Ce que j'ai à vous dire de mon intention dans la rédaction de "Les deux mondes de Bernadette"

 


Bernadette Soubirous est d’abord habitée par une image intérieure, fulgurante et douce à la fois : celle d’une femme blanche, lumineuse, silencieuse. Elle ne l’analyse pas, elle ne l’interprète pas. Elle la reçoit. Cette image pourrait être rapprochée, dans le langage de la psychologie des profondeurs, de l’anima — telle que Carl Gustav Jung l’a décrite : la figure féminine primordiale qui se présente à la conscience comme messagère de l’âme. Elle surgit dans les rêves, les visions, les états de présence intense, et touche des couches profondes de l’être. Bernadette, en ce sens, n’est pas une mystique construite par les discours : elle est traversée par une vision, par une Présence qui l’enveloppe entièrement, plus vaste qu’elle, plus pure, plus silencieuse aussi. Elle ne lutte pas contre cette lumière. Elle ne cherche pas à la posséder. Elle marche avec elle, doucement, avec cette certitude simple qui vient de l’âme et non de l’intellect.

Mais très vite vient la question du langage. Comment dire ce qui a été perçu dans le silence ? Comment traduire une perception intérieure dans des mots humains, des images accessibles, des symboles qui parlent à d’autres ? Bernadette n’est ni déchirée ni tourmentée par cette tâche. Elle cherche une manière de faire passer ce qu’elle a reçu, avec bonté, avec patience, avec une fidélité profonde à ce qui l’a touchée. Elle veut le transmettre sans forcer, sans trahir, avec les mots du monde, les mots disponibles autour d’elle.

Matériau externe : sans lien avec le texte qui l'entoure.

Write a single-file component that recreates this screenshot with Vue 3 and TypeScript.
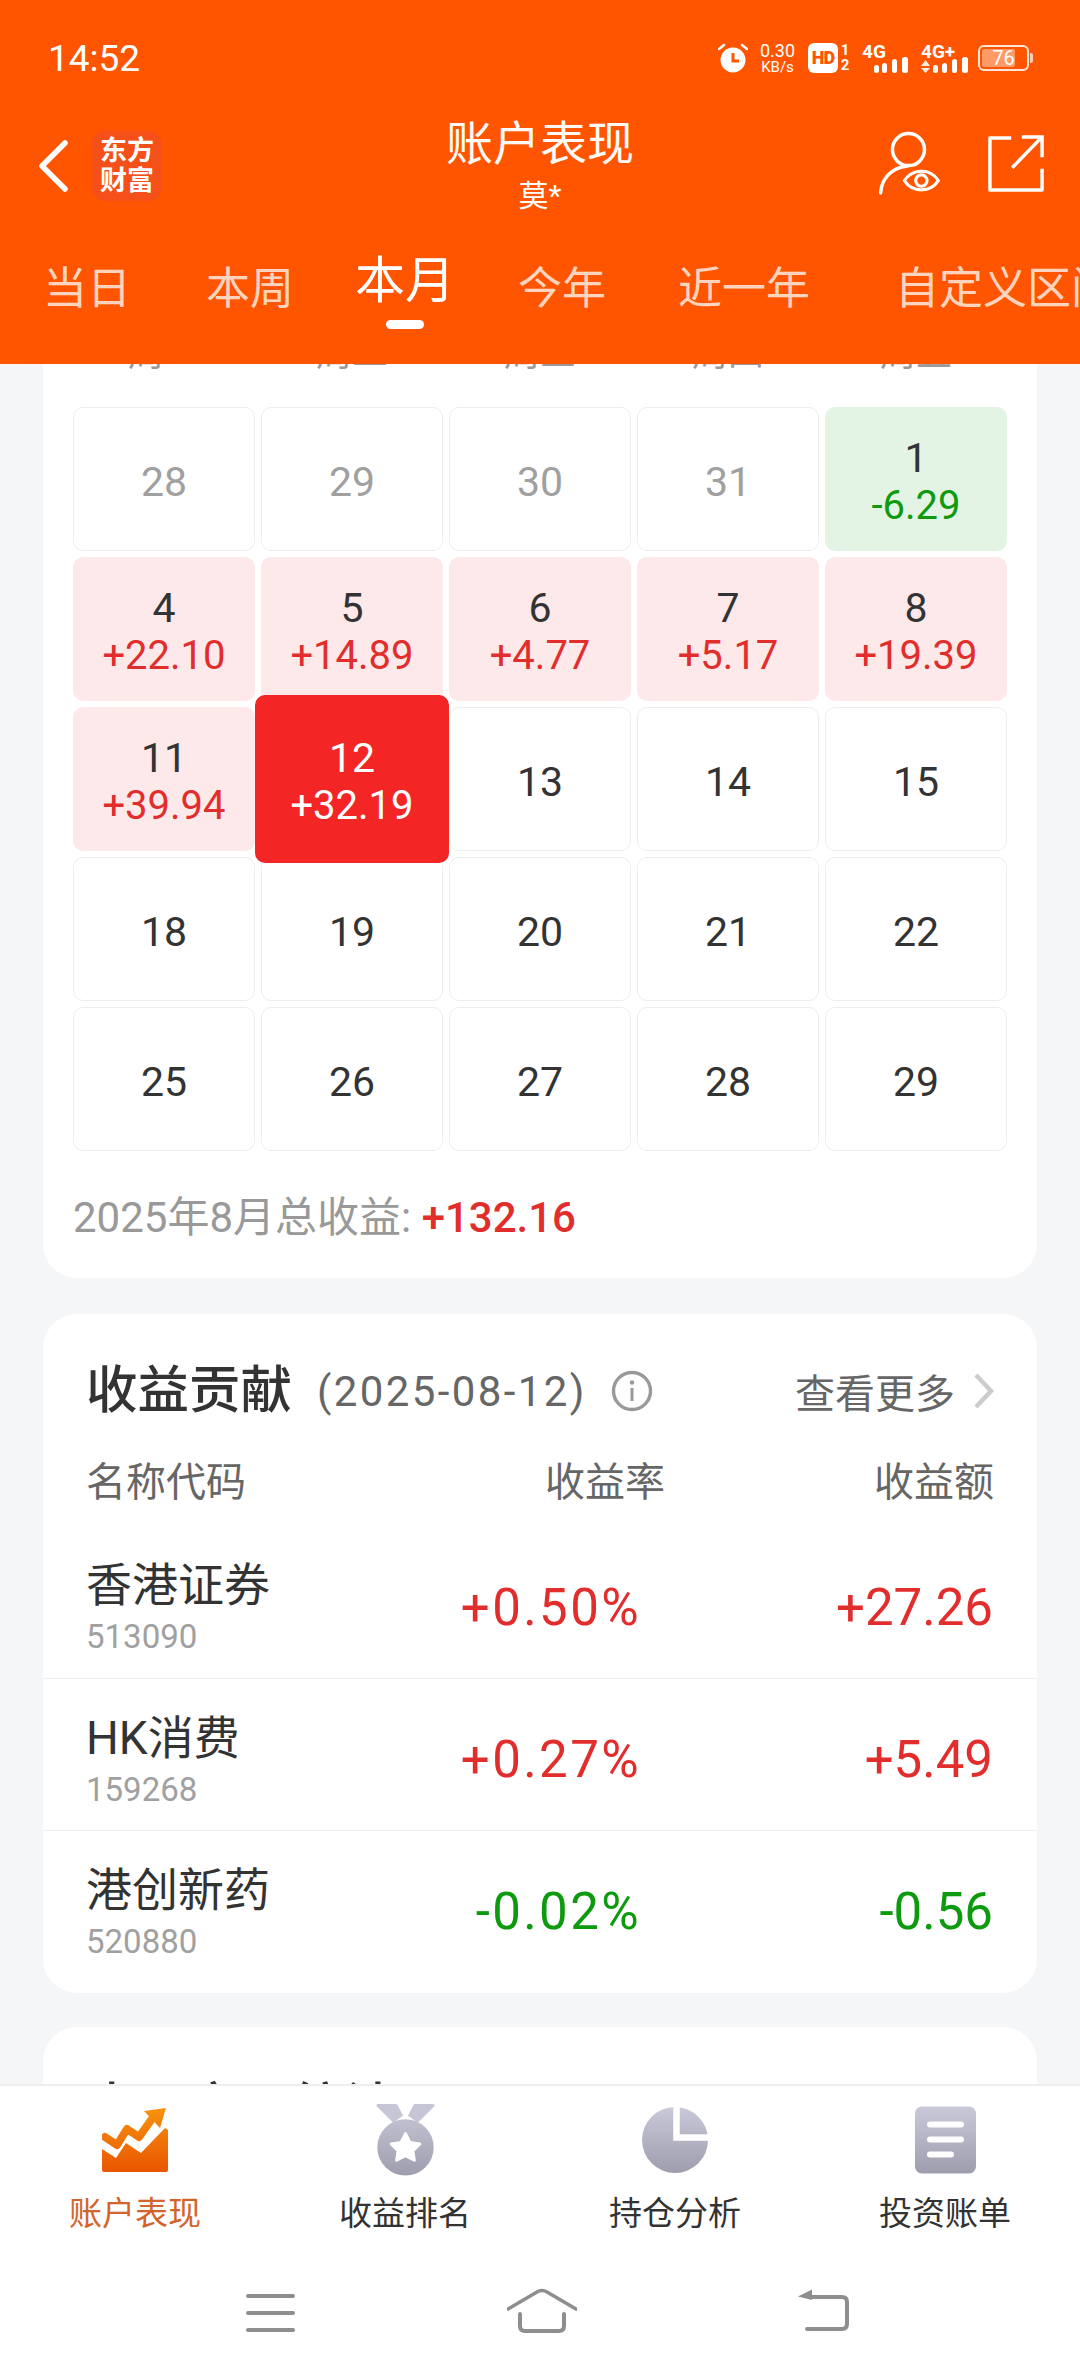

Or ces mots ne sont pas neutres. Ils sont déjà chargés de croyances, de dogmes, de représentations partagées. À l’époque des apparitions, le dogme de l’Immaculée Conception vient tout juste d’être proclamé (en 1854), et il irrigue déjà puissamment les discours religieux environnants. Par ailleurs, une congrégation locale de jeunes filles pieuses, portant une robe blanche et une ceinture bleue, est bien connue à Lourdes. L’habit même de la Dame vue par Bernadette pourrait avoir été reconnu, ou du moins associé, dans son esprit, à cette image mariale idéalisée. Ce qu’elle a vu, c’est peut-être une femme de lumière ; ce qu’elle a dit, c’est ce que son monde religieux lui permettait de formuler, d’habiller, de nommer.

C’est dans cet esprit que nous explorons ici les demandes de Bernadette : celui de la lumière intérieure qu’elle a perçue, et celui des mots qu’elle a recherchés pour la transmettre. Elle ne cache pas, elle ne force pas. Elle avance avec douceur, avec bienveillance envers ceux qui lui posent des questions. Elle donne des réponses, mais non pas des formulations toutes faites : elle offre des images, des signes, des expressions qu’elle pressent compréhensibles, parce qu’elle aime les humains et qu’elle souhaite leur offrir quelque chose de cette lumière, à travers le langage qui est le leur.

Il y a là une tension, profonde et discrète, entre la lumière reçue et le langage possible. Bernadette y consent avec douceur. Mais cette tension n’est pas seulement la sienne. Elle est aussi celle de quiconque a perçu un jour, en soi, une présence vive, un pressentiment, une image intérieure difficile à dire.

C’est la tension familière aux poètes, aux peintres, aux artistes — ceux qui tentent de faire passer dans les formes sensibles quelque chose d’un monde invisible, quelque chose d’indicible. Ils cherchent, eux aussi, à rendre partageable ce qui les dépasse, à offrir aux autres un fragment de cette lumière intérieure, dans les mots, les couleurs, les sons.

C’est dans cette tension que le lecteur est invité à entrer. Non pour la résoudre, mais pour l’habiter, à son tour. Car entre l’éclat de l’expérience et la forme qu’on lui donne, il n’y a pas d’équation juste, seulement un chemin. Un chemin fait d’hospitalité, de fidélité, et d’écoute. Et c’est peut-être là que commence, doucement, la transmission.